> INFORMATION PROVIDED

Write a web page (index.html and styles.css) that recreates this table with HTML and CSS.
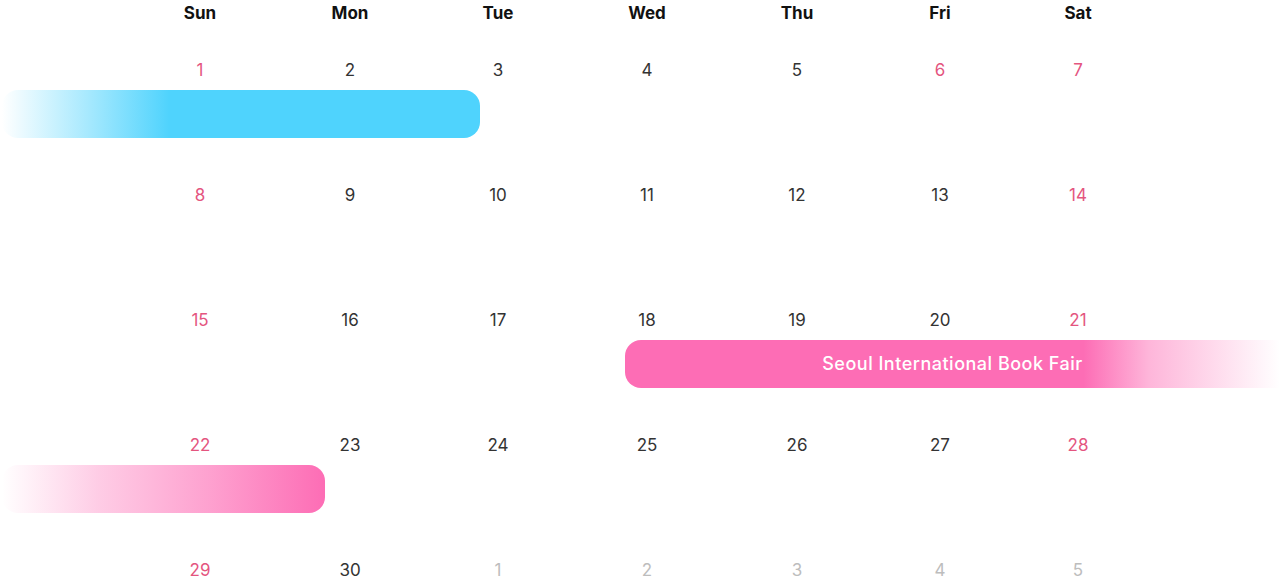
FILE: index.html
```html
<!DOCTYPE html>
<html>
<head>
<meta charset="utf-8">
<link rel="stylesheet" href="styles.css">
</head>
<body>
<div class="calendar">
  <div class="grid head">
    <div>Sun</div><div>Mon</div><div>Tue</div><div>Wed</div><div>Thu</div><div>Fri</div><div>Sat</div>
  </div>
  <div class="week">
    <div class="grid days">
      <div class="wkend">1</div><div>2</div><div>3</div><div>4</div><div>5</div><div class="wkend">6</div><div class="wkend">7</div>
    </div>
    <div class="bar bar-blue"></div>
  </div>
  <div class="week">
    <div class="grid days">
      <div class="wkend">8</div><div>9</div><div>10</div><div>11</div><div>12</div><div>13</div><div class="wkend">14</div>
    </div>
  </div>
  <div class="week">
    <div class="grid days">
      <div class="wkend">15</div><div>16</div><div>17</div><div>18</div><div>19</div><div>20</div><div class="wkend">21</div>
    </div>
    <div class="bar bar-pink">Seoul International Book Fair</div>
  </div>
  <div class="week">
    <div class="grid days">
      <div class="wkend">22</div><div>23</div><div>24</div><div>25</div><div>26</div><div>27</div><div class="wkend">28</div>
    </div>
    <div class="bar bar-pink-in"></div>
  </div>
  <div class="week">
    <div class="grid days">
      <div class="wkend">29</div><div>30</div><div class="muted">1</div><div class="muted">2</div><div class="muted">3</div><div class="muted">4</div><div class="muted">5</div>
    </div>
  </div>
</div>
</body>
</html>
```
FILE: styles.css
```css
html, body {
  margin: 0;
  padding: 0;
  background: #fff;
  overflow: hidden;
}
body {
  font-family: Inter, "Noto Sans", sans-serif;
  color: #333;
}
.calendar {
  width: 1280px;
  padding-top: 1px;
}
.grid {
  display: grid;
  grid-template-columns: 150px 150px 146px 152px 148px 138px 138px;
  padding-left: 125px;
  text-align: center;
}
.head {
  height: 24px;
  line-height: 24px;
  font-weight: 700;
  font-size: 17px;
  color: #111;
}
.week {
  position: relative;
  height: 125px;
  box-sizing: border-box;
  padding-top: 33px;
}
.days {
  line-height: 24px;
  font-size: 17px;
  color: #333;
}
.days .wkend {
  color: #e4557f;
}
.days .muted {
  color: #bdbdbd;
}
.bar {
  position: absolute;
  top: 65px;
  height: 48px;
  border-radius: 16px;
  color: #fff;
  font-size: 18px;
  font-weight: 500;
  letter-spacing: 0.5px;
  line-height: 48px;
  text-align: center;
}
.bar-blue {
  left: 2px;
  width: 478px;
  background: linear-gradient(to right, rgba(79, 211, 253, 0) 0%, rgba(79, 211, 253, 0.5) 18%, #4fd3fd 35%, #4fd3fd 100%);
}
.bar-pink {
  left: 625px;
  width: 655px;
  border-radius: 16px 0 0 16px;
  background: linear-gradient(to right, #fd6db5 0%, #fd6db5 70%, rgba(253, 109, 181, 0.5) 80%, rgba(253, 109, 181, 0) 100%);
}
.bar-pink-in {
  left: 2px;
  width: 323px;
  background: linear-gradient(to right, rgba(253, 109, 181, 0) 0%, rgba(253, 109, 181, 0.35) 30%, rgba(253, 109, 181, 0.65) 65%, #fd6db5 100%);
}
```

> TASK DIRECTIONS
Quote the data above in full and without alteration; skip the pictures.

> CORRECT RESPONSE
Write a web page (index.html and styles.css) that recreates this table with HTML and CSS.
FILE: index.html
```html
<!DOCTYPE html>
<html>
<head>
<meta charset="utf-8">
<link rel="stylesheet" href="styles.css">
</head>
<body>
<div class="calendar">
  <div class="grid head">
    <div>Sun</div><div>Mon</div><div>Tue</div><div>Wed</div><div>Thu</div><div>Fri</div><div>Sat</div>
  </div>
  <div class="week">
    <div class="grid days">
      <div class="wkend">1</div><div>2</div><div>3</div><div>4</div><div>5</div><div class="wkend">6</div><div class="wkend">7</div>
    </div>
    <div class="bar bar-blue"></div>
  </div>
  <div class="week">
    <div class="grid days">
      <div class="wkend">8</div><div>9</div><div>10</div><div>11</div><div>12</div><div>13</div><div class="wkend">14</div>
    </div>
  </div>
  <div class="week">
    <div class="grid days">
      <div class="wkend">15</div><div>16</div><div>17</div><div>18</div><div>19</div><div>20</div><div class="wkend">21</div>
    </div>
    <div class="bar bar-pink">Seoul International Book Fair</div>
  </div>
  <div class="week">
    <div class="grid days">
      <div class="wkend">22</div><div>23</div><div>24</div><div>25</div><div>26</div><div>27</div><div class="wkend">28</div>
    </div>
    <div class="bar bar-pink-in"></div>
  </div>
  <div class="week">
    <div class="grid days">
      <div class="wkend">29</div><div>30</div><div class="muted">1</div><div class="muted">2</div><div class="muted">3</div><div class="muted">4</div><div class="muted">5</div>
    </div>
  </div>
</div>
</body>
</html>
```
FILE: styles.css
```css
html, body {
  margin: 0;
  padding: 0;
  background: #fff;
  overflow: hidden;
}
body {
  font-family: Inter, "Noto Sans", sans-serif;
  color: #333;
}
.calendar {
  width: 1280px;
  padding-top: 1px;
}
.grid {
  display: grid;
  grid-template-columns: 150px 150px 146px 152px 148px 138px 138px;
  padding-left: 125px;
  text-align: center;
}
.head {
  height: 24px;
  line-height: 24px;
  font-weight: 700;
  font-size: 17px;
  color: #111;
}
.week {
  position: relative;
  height: 125px;
  box-sizing: border-box;
  padding-top: 33px;
}
.days {
  line-height: 24px;
  font-size: 17px;
  color: #333;
}
.days .wkend {
  color: #e4557f;
}
.days .muted {
  color: #bdbdbd;
}
.bar {
  position: absolute;
  top: 65px;
  height: 48px;
  border-radius: 16px;
  color: #fff;
  font-size: 18px;
  font-weight: 500;
  letter-spacing: 0.5px;
  line-height: 48px;
  text-align: center;
}
.bar-blue {
  left: 2px;
  width: 478px;
  background: linear-gradient(to right, rgba(79, 211, 253, 0) 0%, rgba(79, 211, 253, 0.5) 18%, #4fd3fd 35%, #4fd3fd 100%);
}
.bar-pink {
  left: 625px;
  width: 655px;
  border-radius: 16px 0 0 16px;
  background: linear-gradient(to right, #fd6db5 0%, #fd6db5 70%, rgba(253, 109, 181, 0.5) 80%, rgba(253, 109, 181, 0) 100%);
}
.bar-pink-in {
  left: 2px;
  width: 323px;
  background: linear-gradient(to right, rgba(253, 109, 181, 0) 0%, rgba(253, 109, 181, 0.35) 30%, rgba(253, 109, 181, 0.65) 65%, #fd6db5 100%);
}
```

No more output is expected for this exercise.